Production Triumph: Get Out achieves in more areas than the script. Michael Abels delivers a gut-wrenching score to the film that mirrors each scene with a masterful touch. The production design, although small, plays into the slow slip into madness the protagonist experiences. And the colors! From clothing colors to tinted lighting, and every swatch selected for various furniture items or walls. The attention to the small details makes Get Out even more impressive for a debut feature film.
Blunt Message: Whether or not you as an audience member agrees with Peele’s message with the film, there is still a respect deserved for his desire to not hold back what he wanted to say about the current social climate he perceives.
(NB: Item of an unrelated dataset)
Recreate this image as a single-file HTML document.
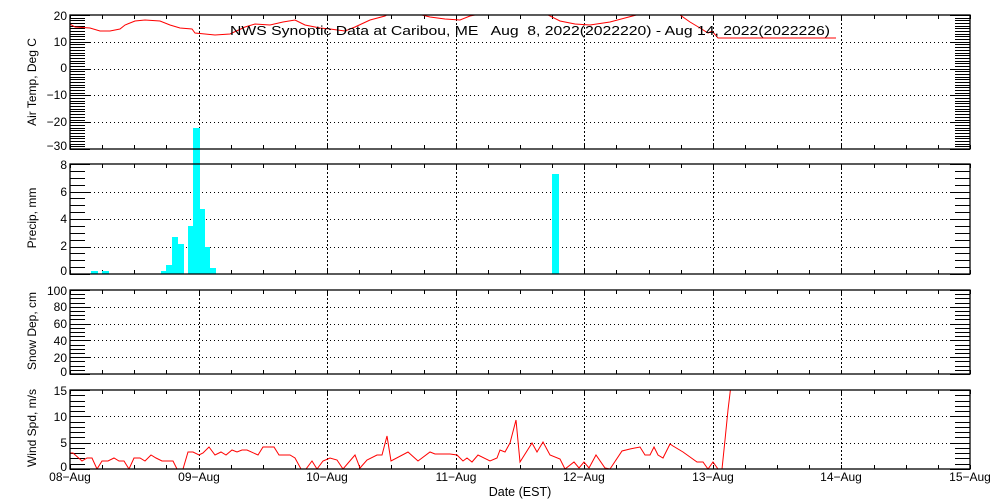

Although the blunt approach is admirable, at times it sits on the fence of reality and hyperbole. This is where the film detaches audience members. No matter what the film is a triumph for Peele and everyone involved as it adds to what seems to be a revival for watchable horror films.
Lack of Realism: Get Out is a fairly reasonable film for the first two acts. But once the ending of this film approaches we are forced to believe in unrealistic plot devices. Luckily, the first two acts of this film are very strong. But I cannot help but think that if Peele’s script, and perhaps some direction choices, had been more plausible in the end then the film may have a more lasting impact. Instead, expect Get Out to flicker out into a sea of notable horror films, but certainly not one to be remembered forever.